> [INSTRUCTIONS FOR THE TASK]: Lines containing the word "with" are the ones to copy from the records below.
======== RECORDS FOR THIS EXERCISE ========
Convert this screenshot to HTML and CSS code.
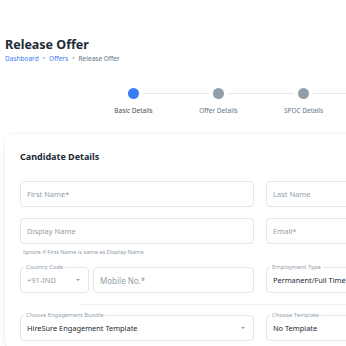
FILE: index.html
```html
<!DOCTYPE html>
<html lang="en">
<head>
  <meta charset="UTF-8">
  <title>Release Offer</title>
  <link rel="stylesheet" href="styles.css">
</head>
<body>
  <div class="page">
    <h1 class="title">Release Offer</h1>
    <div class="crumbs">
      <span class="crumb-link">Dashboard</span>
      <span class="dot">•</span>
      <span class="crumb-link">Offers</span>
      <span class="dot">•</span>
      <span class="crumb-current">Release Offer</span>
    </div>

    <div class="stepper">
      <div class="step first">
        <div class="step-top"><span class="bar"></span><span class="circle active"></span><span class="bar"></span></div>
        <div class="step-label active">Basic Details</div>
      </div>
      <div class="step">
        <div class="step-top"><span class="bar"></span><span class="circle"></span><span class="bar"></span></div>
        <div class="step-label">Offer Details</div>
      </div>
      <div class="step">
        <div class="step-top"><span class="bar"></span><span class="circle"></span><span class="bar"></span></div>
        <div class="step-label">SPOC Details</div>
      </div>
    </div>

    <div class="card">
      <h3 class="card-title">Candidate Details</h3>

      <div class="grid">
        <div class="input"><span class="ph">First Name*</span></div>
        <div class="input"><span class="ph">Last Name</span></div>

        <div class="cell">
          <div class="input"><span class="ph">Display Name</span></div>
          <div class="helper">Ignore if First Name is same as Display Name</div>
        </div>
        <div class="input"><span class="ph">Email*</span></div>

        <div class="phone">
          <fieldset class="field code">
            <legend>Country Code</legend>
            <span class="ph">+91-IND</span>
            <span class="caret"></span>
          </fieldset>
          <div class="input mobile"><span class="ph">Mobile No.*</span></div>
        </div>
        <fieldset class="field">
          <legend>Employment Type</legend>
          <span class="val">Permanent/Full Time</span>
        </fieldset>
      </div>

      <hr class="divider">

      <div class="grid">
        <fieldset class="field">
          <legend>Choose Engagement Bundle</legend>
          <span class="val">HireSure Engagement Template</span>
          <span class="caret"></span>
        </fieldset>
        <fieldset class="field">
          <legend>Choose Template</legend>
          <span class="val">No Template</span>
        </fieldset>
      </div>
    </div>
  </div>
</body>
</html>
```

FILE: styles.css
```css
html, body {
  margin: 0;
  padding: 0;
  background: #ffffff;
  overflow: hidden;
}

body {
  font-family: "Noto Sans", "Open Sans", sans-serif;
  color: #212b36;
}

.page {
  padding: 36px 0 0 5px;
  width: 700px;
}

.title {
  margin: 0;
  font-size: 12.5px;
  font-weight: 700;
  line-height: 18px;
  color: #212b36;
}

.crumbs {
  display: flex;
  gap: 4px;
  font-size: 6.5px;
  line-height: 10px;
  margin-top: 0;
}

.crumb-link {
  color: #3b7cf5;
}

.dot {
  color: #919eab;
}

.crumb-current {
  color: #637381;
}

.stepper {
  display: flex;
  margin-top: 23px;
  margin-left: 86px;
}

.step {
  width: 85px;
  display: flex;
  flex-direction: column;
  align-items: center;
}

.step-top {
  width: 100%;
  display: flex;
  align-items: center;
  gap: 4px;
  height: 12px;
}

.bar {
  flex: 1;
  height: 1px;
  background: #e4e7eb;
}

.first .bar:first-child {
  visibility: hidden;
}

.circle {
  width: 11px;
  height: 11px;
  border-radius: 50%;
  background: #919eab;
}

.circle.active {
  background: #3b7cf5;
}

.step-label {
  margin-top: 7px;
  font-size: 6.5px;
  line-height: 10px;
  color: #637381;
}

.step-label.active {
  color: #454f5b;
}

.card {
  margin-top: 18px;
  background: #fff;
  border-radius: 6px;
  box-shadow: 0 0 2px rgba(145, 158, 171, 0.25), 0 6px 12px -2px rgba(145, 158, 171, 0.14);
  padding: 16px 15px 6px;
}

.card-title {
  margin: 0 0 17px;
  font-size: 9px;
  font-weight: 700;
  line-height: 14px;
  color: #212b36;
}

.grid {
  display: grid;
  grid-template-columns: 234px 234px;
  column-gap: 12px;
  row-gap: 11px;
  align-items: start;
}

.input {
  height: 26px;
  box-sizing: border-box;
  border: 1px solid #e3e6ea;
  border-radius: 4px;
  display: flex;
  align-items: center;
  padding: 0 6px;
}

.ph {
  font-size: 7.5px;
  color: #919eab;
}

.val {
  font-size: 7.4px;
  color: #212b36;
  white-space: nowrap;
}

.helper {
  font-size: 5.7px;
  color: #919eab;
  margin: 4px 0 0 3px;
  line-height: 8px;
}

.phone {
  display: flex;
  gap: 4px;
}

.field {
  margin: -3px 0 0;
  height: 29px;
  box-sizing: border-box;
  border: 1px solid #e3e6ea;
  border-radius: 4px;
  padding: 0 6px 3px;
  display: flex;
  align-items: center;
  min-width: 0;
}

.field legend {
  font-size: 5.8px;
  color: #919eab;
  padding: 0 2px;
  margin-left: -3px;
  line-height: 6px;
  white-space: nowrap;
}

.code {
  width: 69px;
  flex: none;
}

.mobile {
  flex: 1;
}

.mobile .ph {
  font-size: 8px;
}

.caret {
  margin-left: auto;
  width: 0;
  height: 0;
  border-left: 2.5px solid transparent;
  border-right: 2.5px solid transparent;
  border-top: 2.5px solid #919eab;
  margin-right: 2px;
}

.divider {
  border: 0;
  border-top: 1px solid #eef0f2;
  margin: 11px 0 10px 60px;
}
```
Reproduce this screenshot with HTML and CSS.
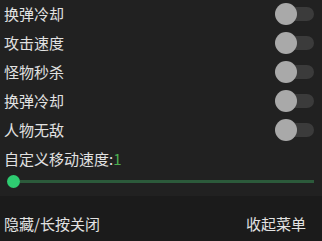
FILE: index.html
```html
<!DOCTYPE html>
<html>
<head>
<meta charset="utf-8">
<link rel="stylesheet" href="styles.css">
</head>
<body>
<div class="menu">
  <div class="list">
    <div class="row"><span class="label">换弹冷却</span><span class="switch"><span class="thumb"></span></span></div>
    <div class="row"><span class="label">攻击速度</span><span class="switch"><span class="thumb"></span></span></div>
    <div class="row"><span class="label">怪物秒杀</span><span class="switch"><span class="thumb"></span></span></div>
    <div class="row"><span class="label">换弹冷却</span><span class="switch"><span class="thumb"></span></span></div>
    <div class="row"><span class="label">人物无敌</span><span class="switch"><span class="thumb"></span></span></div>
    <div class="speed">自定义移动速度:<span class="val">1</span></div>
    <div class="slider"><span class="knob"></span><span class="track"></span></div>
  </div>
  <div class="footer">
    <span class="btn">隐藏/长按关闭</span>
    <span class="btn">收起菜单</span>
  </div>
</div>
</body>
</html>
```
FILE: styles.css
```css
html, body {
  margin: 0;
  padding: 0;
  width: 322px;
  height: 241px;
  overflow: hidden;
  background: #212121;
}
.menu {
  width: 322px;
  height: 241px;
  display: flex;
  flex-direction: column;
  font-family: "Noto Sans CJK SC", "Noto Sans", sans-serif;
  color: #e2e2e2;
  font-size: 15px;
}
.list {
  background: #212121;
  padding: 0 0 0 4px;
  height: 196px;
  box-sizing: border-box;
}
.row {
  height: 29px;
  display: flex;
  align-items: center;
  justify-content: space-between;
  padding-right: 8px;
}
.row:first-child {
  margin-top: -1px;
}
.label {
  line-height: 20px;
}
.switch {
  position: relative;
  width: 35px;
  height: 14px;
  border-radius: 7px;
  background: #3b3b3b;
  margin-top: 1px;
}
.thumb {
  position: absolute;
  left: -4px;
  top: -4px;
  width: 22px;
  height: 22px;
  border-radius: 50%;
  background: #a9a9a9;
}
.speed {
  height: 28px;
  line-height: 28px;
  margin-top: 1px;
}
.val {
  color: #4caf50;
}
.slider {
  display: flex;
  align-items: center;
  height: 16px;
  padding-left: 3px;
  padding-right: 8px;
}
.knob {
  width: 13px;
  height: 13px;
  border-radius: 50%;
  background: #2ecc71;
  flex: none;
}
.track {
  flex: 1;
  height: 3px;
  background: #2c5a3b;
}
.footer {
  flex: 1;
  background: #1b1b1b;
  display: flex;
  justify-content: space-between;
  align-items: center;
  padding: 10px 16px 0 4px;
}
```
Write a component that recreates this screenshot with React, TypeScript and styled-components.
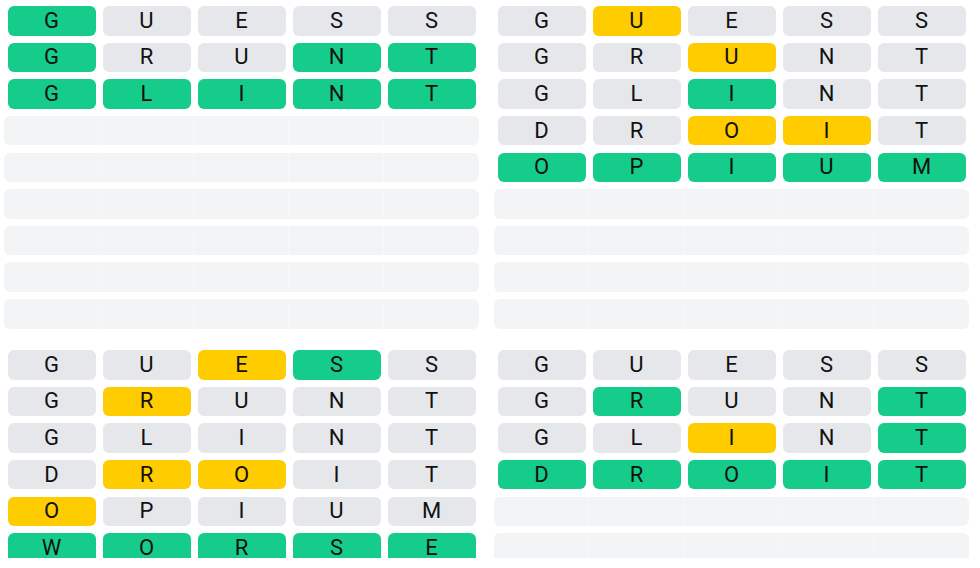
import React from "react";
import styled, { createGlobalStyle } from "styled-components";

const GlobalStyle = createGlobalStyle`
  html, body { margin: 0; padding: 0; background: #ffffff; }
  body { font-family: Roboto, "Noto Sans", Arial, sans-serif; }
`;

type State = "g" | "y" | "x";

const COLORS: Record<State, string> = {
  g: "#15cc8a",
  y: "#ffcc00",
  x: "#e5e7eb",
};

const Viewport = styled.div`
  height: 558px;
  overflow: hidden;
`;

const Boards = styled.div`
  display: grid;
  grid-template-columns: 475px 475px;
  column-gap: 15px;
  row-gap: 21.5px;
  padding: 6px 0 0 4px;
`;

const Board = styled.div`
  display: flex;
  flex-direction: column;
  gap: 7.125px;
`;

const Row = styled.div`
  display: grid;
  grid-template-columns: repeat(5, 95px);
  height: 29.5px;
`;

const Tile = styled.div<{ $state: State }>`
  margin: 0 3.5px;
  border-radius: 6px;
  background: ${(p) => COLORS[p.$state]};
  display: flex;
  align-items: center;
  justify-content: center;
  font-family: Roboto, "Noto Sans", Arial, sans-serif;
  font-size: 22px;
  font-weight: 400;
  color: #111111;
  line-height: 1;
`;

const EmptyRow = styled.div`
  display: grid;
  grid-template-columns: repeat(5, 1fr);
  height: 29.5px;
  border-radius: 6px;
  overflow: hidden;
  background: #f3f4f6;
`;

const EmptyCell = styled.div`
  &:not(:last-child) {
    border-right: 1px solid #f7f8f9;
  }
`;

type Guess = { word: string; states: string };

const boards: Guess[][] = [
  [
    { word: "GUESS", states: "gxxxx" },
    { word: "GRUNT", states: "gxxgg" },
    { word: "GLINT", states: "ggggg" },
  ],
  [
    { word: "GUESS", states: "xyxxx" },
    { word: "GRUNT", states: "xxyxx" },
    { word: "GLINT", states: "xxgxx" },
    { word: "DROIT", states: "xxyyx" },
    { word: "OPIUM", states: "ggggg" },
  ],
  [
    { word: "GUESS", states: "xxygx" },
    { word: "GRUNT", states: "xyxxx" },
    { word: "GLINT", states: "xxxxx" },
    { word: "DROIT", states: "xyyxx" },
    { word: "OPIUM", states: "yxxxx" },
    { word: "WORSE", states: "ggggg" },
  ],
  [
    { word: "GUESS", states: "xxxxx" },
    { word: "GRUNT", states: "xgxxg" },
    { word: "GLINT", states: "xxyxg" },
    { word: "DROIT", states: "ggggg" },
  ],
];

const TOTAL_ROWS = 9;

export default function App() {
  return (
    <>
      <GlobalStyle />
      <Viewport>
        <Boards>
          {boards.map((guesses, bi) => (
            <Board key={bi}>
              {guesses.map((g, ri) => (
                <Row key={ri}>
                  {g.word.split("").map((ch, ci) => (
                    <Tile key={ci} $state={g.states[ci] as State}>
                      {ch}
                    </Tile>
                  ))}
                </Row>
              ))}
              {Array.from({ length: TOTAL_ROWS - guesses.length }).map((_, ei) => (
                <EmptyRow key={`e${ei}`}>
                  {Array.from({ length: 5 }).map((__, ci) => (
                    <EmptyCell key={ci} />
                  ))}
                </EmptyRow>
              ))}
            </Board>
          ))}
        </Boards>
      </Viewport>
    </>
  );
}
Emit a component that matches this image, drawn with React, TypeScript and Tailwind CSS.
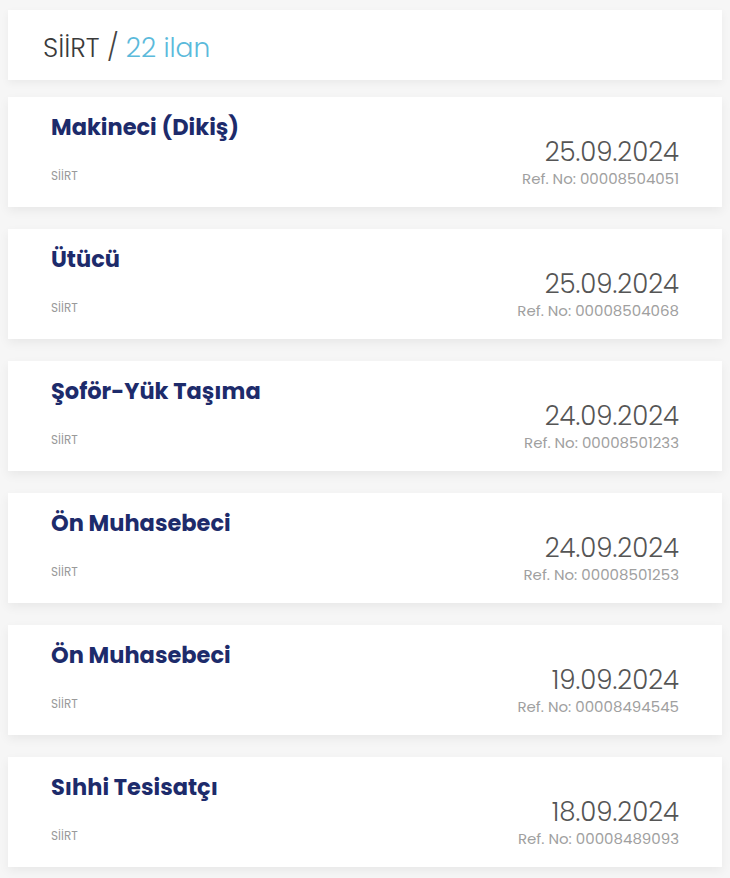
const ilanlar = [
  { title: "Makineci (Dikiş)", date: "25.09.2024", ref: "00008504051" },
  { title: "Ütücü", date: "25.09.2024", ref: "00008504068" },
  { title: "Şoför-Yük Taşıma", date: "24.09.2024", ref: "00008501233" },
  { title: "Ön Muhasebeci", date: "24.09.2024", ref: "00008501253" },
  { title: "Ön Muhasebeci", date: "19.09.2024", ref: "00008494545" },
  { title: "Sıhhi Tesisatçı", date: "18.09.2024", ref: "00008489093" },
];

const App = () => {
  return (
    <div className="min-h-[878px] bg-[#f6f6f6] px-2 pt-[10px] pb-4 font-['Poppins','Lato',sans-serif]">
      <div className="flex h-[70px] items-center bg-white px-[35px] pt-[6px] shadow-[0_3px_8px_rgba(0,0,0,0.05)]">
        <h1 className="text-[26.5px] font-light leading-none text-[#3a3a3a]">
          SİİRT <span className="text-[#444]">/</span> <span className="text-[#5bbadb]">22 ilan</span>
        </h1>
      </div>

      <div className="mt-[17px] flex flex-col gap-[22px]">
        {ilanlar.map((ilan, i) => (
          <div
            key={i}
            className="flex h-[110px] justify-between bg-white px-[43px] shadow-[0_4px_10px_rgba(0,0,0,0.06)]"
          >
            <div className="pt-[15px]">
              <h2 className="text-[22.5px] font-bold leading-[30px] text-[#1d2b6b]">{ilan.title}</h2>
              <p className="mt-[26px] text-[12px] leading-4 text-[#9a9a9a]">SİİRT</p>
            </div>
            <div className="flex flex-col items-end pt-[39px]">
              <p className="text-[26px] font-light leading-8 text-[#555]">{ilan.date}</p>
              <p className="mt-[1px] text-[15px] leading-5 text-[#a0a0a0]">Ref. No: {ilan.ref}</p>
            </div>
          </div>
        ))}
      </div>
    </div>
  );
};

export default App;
========
> [SOLUTION]:
Reproduce this screenshot with HTML and CSS.
Write a component that recreates this screenshot with React, TypeScript and styled-components.
Emit a component that matches this image, drawn with React, TypeScript and Tailwind CSS.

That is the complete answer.